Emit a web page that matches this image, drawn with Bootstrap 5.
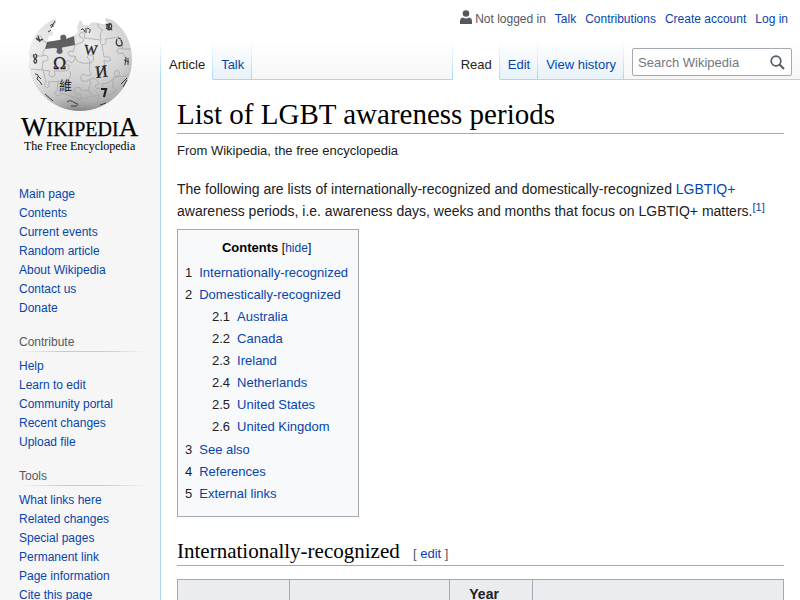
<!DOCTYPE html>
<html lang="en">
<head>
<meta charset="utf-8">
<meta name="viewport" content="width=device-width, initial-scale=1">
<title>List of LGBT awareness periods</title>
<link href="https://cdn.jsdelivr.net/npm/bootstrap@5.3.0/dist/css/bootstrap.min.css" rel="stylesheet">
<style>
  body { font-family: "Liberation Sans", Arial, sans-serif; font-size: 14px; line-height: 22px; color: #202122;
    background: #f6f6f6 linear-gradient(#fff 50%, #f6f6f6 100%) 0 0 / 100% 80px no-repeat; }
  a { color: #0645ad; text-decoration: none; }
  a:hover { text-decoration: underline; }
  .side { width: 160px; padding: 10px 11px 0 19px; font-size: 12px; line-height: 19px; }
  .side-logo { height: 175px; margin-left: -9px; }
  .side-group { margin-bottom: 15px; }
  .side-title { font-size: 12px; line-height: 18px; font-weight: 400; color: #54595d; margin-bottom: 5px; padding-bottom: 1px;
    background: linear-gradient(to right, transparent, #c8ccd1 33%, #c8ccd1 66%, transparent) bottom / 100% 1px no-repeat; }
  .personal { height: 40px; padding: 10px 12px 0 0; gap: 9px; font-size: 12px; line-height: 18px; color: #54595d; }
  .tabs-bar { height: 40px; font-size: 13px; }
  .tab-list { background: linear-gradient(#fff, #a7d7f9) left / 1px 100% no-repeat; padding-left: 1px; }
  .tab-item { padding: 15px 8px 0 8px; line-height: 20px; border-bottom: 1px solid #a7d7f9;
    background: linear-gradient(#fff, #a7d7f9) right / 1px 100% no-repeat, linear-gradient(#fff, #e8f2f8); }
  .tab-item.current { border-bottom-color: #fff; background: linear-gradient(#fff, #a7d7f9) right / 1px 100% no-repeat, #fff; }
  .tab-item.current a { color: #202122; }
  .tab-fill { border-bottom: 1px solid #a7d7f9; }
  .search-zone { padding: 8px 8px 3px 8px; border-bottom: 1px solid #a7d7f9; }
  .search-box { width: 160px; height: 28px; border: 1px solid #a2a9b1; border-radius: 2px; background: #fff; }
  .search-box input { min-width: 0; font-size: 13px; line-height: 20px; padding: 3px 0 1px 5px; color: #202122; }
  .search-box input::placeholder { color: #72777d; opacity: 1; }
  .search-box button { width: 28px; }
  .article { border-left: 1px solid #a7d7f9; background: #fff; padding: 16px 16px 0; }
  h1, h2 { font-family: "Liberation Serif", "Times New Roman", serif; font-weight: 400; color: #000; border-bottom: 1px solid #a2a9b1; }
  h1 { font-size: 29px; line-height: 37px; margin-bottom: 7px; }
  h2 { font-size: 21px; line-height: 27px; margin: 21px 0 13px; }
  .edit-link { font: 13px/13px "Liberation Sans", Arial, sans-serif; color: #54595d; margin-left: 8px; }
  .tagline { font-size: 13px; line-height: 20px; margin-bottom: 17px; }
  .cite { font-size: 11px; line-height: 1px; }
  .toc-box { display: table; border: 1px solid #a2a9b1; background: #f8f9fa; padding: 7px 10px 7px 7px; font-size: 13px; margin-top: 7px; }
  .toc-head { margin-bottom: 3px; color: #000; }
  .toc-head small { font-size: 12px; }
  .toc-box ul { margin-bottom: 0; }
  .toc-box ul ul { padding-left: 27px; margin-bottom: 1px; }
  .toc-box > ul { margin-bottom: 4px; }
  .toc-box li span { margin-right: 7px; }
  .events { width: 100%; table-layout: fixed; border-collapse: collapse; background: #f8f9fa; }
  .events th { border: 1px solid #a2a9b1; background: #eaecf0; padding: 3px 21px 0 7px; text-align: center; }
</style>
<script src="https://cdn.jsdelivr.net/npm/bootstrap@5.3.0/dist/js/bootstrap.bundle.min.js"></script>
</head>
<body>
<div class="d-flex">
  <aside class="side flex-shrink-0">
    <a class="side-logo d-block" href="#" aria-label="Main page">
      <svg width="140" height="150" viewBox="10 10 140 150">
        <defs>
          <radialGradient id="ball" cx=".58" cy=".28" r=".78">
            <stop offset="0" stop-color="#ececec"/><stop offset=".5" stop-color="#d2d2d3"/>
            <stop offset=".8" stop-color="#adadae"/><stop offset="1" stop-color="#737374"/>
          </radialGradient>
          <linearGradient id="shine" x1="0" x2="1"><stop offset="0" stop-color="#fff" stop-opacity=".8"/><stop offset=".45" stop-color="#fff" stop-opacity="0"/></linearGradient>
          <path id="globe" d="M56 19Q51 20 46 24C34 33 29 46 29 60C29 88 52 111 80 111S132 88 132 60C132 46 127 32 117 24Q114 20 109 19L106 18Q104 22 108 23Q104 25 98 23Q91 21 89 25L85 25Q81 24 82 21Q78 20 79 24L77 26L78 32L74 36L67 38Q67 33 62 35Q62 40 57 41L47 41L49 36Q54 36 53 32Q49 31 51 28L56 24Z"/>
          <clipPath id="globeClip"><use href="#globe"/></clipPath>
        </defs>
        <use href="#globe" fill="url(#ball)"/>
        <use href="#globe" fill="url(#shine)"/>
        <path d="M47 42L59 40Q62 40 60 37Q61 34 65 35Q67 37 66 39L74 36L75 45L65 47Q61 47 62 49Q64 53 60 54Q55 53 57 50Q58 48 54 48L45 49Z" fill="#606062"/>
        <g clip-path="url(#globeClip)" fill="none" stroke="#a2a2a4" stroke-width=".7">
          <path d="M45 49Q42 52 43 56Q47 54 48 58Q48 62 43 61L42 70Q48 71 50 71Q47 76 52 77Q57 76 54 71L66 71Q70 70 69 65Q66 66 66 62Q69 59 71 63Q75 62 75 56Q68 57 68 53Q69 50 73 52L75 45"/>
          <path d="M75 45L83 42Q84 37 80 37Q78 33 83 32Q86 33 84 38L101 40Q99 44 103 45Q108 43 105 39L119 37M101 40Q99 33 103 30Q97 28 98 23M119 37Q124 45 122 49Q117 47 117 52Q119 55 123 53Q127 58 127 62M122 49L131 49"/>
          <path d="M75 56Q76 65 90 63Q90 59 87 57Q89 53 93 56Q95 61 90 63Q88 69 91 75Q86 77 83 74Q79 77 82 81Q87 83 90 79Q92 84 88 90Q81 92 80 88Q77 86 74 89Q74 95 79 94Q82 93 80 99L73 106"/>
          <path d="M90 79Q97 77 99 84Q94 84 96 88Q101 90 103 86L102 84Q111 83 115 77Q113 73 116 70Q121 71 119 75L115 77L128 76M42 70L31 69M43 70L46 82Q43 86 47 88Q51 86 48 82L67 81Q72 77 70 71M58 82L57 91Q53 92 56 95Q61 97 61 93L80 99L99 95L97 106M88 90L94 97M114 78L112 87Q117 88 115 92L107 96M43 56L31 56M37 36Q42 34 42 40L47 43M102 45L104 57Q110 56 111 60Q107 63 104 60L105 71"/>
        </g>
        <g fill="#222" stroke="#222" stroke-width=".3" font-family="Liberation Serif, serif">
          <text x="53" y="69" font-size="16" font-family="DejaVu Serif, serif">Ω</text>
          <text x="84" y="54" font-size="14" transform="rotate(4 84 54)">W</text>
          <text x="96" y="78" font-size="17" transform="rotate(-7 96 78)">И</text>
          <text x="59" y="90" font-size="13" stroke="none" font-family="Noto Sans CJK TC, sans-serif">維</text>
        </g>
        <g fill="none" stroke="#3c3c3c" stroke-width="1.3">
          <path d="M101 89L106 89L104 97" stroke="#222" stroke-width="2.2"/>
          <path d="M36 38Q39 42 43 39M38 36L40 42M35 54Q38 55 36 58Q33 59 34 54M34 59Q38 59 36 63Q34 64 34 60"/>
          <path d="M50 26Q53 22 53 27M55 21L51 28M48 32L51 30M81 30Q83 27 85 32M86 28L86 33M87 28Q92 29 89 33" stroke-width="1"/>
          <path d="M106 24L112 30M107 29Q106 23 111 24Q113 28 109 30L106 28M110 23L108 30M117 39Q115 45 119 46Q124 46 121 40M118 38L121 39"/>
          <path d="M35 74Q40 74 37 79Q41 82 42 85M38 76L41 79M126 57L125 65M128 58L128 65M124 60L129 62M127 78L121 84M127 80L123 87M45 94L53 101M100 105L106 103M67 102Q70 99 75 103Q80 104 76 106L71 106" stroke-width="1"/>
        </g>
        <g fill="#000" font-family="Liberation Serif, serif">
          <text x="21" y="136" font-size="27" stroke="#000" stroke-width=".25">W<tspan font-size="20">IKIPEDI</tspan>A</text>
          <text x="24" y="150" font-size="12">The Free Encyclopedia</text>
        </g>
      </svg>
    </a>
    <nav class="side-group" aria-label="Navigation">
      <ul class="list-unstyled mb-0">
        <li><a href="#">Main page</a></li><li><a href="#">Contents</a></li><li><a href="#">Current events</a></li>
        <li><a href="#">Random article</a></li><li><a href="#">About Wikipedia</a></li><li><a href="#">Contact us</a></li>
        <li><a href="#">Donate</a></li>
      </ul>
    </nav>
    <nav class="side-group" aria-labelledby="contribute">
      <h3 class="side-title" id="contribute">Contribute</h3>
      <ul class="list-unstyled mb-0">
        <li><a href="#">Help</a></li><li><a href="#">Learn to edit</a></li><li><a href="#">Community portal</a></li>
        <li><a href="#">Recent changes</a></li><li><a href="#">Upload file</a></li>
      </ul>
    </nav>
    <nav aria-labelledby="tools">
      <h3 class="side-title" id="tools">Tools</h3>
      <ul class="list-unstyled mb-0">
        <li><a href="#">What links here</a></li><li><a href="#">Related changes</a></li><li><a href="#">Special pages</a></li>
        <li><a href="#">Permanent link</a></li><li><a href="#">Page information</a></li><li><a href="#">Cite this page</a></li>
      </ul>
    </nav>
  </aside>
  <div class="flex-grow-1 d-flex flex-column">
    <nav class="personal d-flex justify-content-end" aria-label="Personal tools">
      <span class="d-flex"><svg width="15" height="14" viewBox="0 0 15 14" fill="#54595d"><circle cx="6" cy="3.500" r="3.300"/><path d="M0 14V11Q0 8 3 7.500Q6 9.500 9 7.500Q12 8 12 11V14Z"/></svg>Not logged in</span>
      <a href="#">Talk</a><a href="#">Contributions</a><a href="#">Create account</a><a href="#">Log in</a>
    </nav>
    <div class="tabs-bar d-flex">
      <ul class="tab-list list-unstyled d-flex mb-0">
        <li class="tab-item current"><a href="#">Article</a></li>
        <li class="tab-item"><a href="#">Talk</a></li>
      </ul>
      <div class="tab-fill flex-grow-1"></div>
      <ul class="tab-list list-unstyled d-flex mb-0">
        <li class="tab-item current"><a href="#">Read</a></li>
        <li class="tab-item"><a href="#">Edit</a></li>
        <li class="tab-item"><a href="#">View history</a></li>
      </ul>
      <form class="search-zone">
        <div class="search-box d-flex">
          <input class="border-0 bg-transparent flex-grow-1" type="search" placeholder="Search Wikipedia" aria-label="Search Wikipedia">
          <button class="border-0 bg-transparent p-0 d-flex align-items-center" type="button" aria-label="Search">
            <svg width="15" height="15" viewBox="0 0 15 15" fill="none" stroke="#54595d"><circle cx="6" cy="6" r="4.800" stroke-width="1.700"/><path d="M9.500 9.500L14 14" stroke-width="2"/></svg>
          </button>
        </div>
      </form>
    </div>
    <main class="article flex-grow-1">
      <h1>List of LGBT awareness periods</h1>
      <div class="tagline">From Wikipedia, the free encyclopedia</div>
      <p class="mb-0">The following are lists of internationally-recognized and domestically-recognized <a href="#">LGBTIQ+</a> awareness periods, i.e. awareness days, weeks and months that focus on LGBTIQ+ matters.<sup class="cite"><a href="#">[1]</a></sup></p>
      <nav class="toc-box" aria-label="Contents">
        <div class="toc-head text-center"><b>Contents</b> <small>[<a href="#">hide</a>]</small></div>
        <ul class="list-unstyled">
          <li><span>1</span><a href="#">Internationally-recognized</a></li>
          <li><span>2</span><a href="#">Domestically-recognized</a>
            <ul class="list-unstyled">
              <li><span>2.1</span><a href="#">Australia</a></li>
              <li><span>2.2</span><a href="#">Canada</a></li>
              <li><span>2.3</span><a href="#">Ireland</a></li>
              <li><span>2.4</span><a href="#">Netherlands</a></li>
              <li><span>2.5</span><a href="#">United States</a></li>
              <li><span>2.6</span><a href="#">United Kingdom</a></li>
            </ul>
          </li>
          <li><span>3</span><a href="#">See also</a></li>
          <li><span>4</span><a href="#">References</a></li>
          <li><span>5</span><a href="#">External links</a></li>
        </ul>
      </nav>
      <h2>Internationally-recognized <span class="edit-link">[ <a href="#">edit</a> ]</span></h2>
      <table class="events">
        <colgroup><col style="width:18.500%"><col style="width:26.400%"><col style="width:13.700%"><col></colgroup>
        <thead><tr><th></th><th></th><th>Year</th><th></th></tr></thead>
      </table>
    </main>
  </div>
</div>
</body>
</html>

Aim of the task: How many of the lines above hold "that"? Answer with only the number.

Output for this exercise: 2